Aim of the task> Pictures do not belong in the copy; transcribe everything else in the records exactly.

Material for the task>
# # # #

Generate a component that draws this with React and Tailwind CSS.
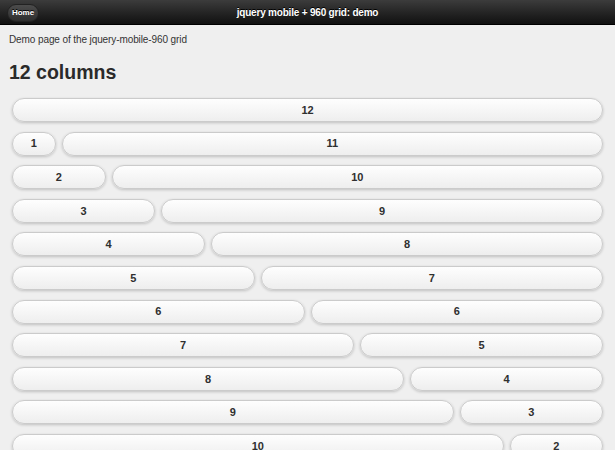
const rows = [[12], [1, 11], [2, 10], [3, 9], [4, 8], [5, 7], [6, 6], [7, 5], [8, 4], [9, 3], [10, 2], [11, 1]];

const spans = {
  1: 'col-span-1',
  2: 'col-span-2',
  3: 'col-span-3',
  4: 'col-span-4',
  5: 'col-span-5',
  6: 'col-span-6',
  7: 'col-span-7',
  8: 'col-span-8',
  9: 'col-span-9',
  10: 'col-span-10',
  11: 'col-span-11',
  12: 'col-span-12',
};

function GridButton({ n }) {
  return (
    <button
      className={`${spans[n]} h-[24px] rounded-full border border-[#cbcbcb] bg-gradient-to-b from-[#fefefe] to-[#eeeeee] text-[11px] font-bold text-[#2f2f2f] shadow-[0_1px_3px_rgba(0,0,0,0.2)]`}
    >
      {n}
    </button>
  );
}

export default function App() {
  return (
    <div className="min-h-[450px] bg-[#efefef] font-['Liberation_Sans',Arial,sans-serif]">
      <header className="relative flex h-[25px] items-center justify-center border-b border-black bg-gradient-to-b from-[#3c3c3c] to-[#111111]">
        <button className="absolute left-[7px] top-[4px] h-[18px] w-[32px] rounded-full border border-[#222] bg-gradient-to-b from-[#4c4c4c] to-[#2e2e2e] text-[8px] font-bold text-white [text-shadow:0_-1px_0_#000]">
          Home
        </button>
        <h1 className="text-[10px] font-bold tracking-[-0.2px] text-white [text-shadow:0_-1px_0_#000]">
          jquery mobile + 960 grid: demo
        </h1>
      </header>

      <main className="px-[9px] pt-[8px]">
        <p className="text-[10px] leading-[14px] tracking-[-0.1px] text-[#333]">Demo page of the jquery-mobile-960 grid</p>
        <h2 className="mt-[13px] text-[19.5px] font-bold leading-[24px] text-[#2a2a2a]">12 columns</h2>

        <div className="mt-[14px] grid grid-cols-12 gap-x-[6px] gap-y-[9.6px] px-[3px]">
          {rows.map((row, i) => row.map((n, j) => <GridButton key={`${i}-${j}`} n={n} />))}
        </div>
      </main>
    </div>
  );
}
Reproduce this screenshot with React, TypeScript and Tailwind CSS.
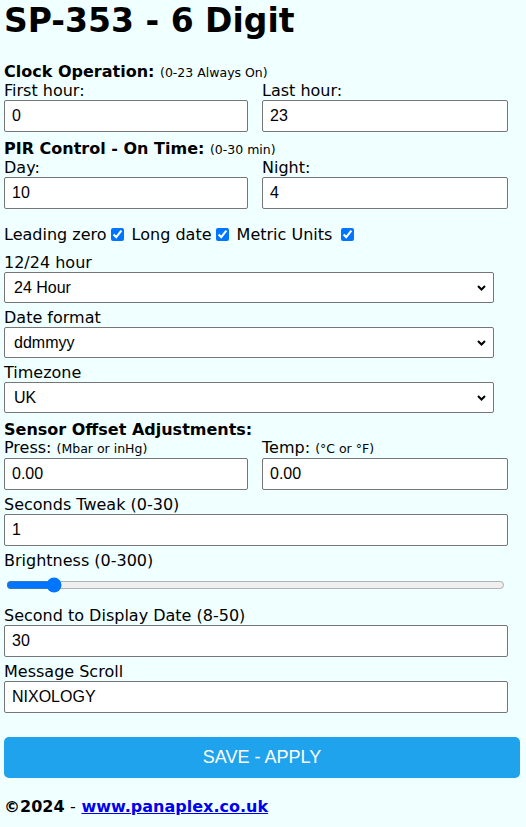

# # # #

Solution>
Generate a component that draws this with React and Tailwind CSS.
const rows = [[12], [1, 11], [2, 10], [3, 9], [4, 8], [5, 7], [6, 6], [7, 5], [8, 4], [9, 3], [10, 2], [11, 1]];

const spans = {
  1: 'col-span-1',
  2: 'col-span-2',
  3: 'col-span-3',
  4: 'col-span-4',
  5: 'col-span-5',
  6: 'col-span-6',
  7: 'col-span-7',
  8: 'col-span-8',
  9: 'col-span-9',
  10: 'col-span-10',
  11: 'col-span-11',
  12: 'col-span-12',
};

function GridButton({ n }) {
  return (
    <button
      className={`${spans[n]} h-[24px] rounded-full border border-[#cbcbcb] bg-gradient-to-b from-[#fefefe] to-[#eeeeee] text-[11px] font-bold text-[#2f2f2f] shadow-[0_1px_3px_rgba(0,0,0,0.2)]`}
    >
      {n}
    </button>
  );
}

export default function App() {
  return (
    <div className="min-h-[450px] bg-[#efefef] font-['Liberation_Sans',Arial,sans-serif]">
      <header className="relative flex h-[25px] items-center justify-center border-b border-black bg-gradient-to-b from-[#3c3c3c] to-[#111111]">
        <button className="absolute left-[7px] top-[4px] h-[18px] w-[32px] rounded-full border border-[#222] bg-gradient-to-b from-[#4c4c4c] to-[#2e2e2e] text-[8px] font-bold text-white [text-shadow:0_-1px_0_#000]">
          Home
        </button>
        <h1 className="text-[10px] font-bold tracking-[-0.2px] text-white [text-shadow:0_-1px_0_#000]">
          jquery mobile + 960 grid: demo
        </h1>
      </header>

      <main className="px-[9px] pt-[8px]">
        <p className="text-[10px] leading-[14px] tracking-[-0.1px] text-[#333]">Demo page of the jquery-mobile-960 grid</p>
        <h2 className="mt-[13px] text-[19.5px] font-bold leading-[24px] text-[#2a2a2a]">12 columns</h2>

        <div className="mt-[14px] grid grid-cols-12 gap-x-[6px] gap-y-[9.6px] px-[3px]">
          {rows.map((row, i) => row.map((n, j) => <GridButton key={`${i}-${j}`} n={n} />))}
        </div>
      </main>
    </div>
  );
}
Reproduce this screenshot with React, TypeScript and Tailwind CSS.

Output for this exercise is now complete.